TASK TO COMPLETE:
Locate the lines of the listing below that hold "image", then copy each of them.

RECORDS SHOWN:
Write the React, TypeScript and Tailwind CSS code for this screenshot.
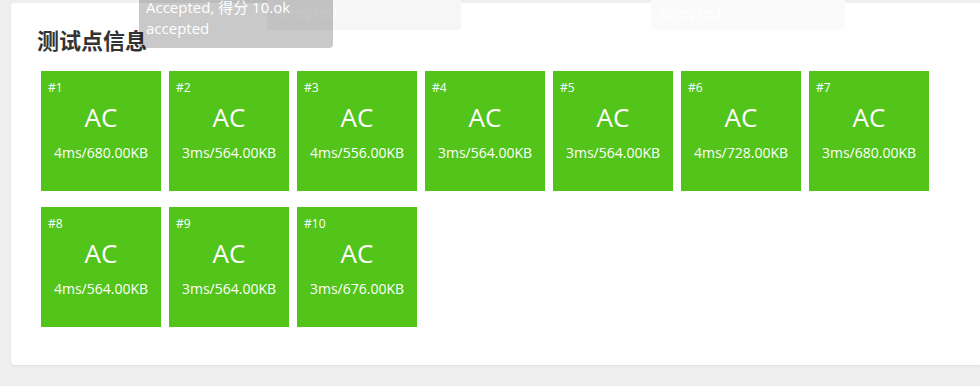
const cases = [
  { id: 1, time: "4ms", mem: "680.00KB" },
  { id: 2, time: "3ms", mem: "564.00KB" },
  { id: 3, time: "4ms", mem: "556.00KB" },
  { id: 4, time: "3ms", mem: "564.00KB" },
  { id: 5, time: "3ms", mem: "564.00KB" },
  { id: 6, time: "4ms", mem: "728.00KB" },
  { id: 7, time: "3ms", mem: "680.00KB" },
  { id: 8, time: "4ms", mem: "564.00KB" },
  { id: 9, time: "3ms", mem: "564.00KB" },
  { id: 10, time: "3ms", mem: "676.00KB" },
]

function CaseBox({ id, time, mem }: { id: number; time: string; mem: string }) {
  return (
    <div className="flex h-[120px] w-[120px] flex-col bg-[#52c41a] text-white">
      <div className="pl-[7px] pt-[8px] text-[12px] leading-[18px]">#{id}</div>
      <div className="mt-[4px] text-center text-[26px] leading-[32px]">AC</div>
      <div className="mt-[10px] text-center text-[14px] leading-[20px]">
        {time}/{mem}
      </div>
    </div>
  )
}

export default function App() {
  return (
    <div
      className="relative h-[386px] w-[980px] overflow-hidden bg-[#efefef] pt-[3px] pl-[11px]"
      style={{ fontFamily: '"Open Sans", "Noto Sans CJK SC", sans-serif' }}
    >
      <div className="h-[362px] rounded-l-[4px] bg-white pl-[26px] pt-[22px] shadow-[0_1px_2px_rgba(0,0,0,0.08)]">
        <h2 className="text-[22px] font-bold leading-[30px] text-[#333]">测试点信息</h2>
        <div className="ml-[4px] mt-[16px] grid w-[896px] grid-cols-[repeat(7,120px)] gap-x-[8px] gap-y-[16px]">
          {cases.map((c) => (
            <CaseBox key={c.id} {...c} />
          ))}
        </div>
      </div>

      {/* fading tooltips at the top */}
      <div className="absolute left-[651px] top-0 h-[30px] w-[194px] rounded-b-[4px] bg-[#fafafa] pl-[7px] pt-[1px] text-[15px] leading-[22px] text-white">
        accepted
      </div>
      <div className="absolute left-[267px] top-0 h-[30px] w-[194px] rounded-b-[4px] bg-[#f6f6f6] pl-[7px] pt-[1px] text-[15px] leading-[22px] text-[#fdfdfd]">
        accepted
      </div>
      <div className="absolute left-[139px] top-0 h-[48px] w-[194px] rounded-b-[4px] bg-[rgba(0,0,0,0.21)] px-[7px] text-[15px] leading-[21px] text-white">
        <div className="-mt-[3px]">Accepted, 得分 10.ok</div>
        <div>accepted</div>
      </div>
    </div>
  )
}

---

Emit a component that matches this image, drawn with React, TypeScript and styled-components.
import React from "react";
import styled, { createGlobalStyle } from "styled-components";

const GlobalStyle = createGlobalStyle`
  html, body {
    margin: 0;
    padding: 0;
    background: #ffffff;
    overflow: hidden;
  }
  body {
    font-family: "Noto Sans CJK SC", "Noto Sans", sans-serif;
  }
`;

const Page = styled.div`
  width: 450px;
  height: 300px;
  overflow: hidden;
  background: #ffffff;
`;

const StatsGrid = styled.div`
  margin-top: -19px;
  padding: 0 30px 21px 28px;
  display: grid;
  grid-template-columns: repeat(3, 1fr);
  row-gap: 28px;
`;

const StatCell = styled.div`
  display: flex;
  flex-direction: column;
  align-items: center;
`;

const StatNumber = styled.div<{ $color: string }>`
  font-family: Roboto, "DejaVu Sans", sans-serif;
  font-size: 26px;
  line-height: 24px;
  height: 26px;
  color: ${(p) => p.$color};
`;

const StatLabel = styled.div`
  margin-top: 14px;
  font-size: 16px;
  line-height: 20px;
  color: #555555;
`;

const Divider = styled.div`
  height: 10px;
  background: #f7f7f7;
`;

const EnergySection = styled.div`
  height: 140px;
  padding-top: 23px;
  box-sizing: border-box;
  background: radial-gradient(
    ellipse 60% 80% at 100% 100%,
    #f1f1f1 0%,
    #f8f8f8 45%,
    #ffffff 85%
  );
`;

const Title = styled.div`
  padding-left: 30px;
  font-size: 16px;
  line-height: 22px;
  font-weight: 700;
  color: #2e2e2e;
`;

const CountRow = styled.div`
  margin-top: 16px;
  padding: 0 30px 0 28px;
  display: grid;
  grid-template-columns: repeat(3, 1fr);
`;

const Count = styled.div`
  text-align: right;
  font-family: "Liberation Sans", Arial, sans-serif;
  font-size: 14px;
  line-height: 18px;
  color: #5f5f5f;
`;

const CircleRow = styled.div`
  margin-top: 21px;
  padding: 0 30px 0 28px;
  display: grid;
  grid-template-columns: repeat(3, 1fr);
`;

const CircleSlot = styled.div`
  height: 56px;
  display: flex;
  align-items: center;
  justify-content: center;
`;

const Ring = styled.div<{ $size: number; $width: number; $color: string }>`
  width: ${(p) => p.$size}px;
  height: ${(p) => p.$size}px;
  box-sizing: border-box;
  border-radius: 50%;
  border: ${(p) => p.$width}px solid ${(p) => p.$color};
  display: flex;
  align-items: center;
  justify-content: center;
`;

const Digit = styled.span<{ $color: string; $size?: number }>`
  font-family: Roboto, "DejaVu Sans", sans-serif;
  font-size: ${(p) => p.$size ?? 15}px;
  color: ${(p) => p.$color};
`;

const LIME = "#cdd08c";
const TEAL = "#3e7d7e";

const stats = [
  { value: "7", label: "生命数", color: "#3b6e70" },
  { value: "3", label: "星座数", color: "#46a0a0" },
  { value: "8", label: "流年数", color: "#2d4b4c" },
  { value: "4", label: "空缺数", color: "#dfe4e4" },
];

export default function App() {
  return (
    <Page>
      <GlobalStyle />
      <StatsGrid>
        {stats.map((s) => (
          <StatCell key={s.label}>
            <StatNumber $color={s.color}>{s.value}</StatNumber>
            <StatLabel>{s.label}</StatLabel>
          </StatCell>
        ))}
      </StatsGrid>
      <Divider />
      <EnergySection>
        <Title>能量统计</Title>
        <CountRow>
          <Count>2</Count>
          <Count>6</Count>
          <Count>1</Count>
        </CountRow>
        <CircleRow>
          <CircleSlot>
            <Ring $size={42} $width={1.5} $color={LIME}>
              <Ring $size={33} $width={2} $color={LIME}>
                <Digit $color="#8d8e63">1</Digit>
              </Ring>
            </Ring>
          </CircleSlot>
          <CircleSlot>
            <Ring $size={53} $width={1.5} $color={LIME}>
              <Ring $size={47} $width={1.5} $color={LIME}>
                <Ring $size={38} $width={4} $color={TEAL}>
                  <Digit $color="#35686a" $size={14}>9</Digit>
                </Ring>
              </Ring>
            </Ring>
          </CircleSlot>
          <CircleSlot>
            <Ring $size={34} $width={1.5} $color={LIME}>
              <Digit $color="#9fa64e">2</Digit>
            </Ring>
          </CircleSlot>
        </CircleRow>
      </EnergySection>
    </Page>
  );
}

--

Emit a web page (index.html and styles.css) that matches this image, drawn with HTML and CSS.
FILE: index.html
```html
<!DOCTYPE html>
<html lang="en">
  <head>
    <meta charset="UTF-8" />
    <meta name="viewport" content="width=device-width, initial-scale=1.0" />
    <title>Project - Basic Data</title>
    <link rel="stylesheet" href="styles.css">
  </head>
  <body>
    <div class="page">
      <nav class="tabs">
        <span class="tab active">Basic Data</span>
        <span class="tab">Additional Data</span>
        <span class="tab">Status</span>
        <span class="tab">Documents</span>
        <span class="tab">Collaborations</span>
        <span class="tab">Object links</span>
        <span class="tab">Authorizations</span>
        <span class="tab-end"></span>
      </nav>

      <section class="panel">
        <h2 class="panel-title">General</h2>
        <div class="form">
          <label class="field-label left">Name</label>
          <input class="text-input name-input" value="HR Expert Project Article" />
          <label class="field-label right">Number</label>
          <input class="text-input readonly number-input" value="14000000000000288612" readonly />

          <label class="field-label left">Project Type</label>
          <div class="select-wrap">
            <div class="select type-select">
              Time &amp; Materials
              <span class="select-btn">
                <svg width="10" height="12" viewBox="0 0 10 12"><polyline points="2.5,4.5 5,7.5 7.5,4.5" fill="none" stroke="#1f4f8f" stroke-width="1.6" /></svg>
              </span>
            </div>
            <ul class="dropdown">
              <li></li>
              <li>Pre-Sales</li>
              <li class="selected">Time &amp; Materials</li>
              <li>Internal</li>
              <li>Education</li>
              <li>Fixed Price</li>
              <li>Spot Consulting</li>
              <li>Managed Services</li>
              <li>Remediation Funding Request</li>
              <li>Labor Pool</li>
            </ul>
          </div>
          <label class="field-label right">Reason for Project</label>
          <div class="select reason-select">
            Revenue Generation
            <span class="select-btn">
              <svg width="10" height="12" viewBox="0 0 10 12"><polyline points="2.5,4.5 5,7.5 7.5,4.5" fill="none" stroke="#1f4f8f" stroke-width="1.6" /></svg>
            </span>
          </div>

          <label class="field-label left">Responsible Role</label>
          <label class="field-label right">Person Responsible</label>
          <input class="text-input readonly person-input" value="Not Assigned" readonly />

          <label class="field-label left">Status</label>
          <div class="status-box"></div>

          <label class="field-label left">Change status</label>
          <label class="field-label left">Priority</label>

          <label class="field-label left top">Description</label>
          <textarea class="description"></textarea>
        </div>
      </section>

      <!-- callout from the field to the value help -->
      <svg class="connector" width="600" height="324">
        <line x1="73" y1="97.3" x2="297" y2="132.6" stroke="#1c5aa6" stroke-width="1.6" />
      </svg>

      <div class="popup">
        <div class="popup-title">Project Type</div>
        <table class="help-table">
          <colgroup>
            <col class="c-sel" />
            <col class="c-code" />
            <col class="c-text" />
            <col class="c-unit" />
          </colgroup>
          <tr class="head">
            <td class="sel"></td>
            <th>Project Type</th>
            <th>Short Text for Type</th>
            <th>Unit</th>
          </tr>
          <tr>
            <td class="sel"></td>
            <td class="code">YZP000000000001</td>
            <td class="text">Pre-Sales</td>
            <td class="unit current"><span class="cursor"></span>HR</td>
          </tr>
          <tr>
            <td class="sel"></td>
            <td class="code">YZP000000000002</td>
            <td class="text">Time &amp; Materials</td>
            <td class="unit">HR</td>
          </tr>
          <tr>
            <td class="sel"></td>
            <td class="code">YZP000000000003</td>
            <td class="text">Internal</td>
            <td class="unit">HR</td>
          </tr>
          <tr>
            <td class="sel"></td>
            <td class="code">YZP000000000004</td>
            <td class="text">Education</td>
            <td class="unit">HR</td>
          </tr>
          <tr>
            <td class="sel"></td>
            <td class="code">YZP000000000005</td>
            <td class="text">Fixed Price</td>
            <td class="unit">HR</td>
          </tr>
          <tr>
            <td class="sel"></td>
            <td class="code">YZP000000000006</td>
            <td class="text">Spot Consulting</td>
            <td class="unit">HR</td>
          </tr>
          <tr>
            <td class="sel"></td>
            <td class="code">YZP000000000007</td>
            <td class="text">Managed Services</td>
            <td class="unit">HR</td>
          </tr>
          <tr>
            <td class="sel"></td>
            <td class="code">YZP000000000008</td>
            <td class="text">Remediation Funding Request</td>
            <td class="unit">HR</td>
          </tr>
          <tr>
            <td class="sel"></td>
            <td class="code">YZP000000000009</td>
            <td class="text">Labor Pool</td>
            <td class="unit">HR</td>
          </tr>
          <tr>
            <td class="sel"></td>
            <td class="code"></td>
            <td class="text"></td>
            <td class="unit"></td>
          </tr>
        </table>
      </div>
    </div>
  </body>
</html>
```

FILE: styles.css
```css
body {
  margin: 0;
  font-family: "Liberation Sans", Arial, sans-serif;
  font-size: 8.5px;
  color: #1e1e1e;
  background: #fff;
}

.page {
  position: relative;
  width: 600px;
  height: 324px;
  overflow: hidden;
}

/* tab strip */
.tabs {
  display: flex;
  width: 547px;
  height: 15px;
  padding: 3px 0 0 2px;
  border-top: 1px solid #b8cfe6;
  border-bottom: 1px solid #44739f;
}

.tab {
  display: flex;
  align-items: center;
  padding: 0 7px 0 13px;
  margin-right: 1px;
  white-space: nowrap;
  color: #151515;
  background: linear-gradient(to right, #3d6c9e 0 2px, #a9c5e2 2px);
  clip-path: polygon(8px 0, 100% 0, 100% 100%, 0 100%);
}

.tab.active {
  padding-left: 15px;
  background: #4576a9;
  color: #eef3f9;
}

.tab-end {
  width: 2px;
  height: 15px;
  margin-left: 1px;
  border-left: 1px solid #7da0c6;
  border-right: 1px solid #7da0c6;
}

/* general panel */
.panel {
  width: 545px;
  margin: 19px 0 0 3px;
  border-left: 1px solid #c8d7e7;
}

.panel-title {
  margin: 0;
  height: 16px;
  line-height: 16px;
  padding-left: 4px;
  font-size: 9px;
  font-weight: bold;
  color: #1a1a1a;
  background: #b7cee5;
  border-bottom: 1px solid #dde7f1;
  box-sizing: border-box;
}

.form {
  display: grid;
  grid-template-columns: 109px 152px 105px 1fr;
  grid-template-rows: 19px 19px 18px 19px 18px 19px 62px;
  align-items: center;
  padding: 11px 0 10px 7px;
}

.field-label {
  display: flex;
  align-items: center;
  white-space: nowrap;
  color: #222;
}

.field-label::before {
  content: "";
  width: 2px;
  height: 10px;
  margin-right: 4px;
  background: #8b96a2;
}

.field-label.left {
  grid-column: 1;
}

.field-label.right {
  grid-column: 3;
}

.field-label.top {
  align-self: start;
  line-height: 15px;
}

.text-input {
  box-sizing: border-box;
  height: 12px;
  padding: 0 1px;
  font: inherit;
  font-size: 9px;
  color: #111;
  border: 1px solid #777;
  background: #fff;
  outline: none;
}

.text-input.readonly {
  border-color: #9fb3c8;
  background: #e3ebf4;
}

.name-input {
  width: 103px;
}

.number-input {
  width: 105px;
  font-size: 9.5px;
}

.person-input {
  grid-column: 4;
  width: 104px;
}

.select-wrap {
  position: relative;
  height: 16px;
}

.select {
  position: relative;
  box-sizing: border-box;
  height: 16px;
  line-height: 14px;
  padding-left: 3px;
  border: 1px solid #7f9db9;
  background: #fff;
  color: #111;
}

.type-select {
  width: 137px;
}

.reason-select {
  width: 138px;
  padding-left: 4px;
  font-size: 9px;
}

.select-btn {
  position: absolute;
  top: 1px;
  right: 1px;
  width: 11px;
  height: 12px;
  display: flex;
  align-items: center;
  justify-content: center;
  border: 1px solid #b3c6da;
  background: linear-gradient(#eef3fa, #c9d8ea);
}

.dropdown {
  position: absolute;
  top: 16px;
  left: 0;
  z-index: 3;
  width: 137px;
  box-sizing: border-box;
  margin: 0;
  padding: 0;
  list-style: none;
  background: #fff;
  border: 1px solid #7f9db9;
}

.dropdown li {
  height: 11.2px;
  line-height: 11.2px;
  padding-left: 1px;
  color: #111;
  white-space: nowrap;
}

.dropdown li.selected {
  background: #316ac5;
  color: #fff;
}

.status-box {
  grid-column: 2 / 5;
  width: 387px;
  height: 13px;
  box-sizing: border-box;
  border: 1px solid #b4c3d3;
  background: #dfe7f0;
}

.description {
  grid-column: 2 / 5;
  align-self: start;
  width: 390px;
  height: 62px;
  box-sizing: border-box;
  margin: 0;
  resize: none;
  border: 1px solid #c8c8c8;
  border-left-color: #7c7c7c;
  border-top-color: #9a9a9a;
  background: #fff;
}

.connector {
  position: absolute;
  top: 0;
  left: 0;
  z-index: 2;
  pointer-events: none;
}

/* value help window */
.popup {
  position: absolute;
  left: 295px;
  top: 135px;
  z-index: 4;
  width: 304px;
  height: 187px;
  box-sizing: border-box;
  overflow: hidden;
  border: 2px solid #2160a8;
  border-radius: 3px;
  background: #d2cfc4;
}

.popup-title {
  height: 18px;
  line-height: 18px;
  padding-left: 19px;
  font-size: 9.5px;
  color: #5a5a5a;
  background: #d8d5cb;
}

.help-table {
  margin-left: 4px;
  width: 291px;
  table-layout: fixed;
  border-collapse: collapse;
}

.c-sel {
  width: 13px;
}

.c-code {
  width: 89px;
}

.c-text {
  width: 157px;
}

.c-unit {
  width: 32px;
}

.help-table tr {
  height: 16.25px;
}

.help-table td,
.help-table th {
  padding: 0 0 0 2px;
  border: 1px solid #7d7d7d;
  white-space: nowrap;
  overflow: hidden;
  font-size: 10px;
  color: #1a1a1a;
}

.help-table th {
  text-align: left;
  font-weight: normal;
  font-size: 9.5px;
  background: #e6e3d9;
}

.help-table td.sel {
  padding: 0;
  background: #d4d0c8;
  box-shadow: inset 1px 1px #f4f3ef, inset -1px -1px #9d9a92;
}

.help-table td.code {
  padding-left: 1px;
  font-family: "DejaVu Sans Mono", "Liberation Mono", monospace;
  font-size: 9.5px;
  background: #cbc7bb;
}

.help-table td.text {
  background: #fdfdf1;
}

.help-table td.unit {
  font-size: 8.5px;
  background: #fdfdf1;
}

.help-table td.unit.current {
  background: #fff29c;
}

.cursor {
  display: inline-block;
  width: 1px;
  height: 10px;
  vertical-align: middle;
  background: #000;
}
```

RESPONSE:
Emit a component that matches this image, drawn with React, TypeScript and styled-components.
Emit a web page (index.html and styles.css) that matches this image, drawn with HTML and CSS.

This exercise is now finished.